_Dataset excerpt_:
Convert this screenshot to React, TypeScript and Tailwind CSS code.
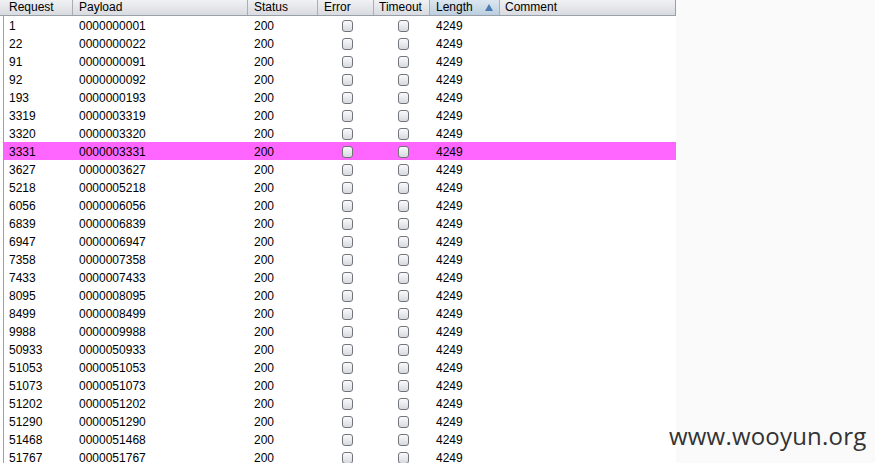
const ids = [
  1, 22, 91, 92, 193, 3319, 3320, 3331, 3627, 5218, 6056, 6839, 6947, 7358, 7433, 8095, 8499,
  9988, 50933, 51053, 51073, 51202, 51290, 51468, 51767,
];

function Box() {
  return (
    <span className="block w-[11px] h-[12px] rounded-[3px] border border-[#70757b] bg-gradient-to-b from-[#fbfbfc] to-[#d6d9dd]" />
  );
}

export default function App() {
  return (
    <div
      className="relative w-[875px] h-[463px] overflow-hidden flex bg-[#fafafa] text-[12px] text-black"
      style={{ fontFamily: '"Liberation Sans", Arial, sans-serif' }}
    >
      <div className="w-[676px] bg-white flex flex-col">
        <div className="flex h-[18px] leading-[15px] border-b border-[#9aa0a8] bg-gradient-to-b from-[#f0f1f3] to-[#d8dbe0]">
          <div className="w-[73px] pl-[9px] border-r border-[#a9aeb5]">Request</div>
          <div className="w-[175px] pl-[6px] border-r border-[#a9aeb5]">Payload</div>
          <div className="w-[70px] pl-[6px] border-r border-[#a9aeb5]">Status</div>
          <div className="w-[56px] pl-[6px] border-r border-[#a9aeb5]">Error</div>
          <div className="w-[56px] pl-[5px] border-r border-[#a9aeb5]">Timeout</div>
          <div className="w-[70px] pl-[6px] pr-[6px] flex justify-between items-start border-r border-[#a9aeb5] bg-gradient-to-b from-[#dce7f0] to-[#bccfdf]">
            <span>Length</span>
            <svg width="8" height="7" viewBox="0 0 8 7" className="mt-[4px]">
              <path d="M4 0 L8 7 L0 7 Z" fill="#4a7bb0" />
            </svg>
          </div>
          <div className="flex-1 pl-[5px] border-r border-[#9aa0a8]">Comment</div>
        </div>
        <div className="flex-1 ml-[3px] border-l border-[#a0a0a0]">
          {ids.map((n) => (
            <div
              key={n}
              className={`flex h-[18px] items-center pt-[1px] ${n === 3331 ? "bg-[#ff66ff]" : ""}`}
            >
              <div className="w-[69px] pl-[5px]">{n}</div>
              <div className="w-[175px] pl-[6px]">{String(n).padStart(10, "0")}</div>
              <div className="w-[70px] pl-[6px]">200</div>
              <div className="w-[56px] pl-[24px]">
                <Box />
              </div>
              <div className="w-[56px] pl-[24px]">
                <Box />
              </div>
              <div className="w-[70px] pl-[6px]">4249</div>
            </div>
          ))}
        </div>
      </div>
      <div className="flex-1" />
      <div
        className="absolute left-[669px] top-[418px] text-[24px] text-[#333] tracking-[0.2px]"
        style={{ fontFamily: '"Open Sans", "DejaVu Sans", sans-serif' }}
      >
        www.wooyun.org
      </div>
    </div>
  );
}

_Given request_: Restate the full listing verbatim and drop every picture.

_Response_:
Convert this screenshot to React, TypeScript and Tailwind CSS code.
const ids = [
  1, 22, 91, 92, 193, 3319, 3320, 3331, 3627, 5218, 6056, 6839, 6947, 7358, 7433, 8095, 8499,
  9988, 50933, 51053, 51073, 51202, 51290, 51468, 51767,
];

function Box() {
  return (
    <span className="block w-[11px] h-[12px] rounded-[3px] border border-[#70757b] bg-gradient-to-b from-[#fbfbfc] to-[#d6d9dd]" />
  );
}

export default function App() {
  return (
    <div
      className="relative w-[875px] h-[463px] overflow-hidden flex bg-[#fafafa] text-[12px] text-black"
      style={{ fontFamily: '"Liberation Sans", Arial, sans-serif' }}
    >
      <div className="w-[676px] bg-white flex flex-col">
        <div className="flex h-[18px] leading-[15px] border-b border-[#9aa0a8] bg-gradient-to-b from-[#f0f1f3] to-[#d8dbe0]">
          <div className="w-[73px] pl-[9px] border-r border-[#a9aeb5]">Request</div>
          <div className="w-[175px] pl-[6px] border-r border-[#a9aeb5]">Payload</div>
          <div className="w-[70px] pl-[6px] border-r border-[#a9aeb5]">Status</div>
          <div className="w-[56px] pl-[6px] border-r border-[#a9aeb5]">Error</div>
          <div className="w-[56px] pl-[5px] border-r border-[#a9aeb5]">Timeout</div>
          <div className="w-[70px] pl-[6px] pr-[6px] flex justify-between items-start border-r border-[#a9aeb5] bg-gradient-to-b from-[#dce7f0] to-[#bccfdf]">
            <span>Length</span>
            <svg width="8" height="7" viewBox="0 0 8 7" className="mt-[4px]">
              <path d="M4 0 L8 7 L0 7 Z" fill="#4a7bb0" />
            </svg>
          </div>
          <div className="flex-1 pl-[5px] border-r border-[#9aa0a8]">Comment</div>
        </div>
        <div className="flex-1 ml-[3px] border-l border-[#a0a0a0]">
          {ids.map((n) => (
            <div
              key={n}
              className={`flex h-[18px] items-center pt-[1px] ${n === 3331 ? "bg-[#ff66ff]" : ""}`}
            >
              <div className="w-[69px] pl-[5px]">{n}</div>
              <div className="w-[175px] pl-[6px]">{String(n).padStart(10, "0")}</div>
              <div className="w-[70px] pl-[6px]">200</div>
              <div className="w-[56px] pl-[24px]">
                <Box />
              </div>
              <div className="w-[56px] pl-[24px]">
                <Box />
              </div>
              <div className="w-[70px] pl-[6px]">4249</div>
            </div>
          ))}
        </div>
      </div>
      <div className="flex-1" />
      <div
        className="absolute left-[669px] top-[418px] text-[24px] text-[#333] tracking-[0.2px]"
        style={{ fontFamily: '"Open Sans", "DejaVu Sans", sans-serif' }}
      >
        www.wooyun.org
      </div>
    </div>
  );
}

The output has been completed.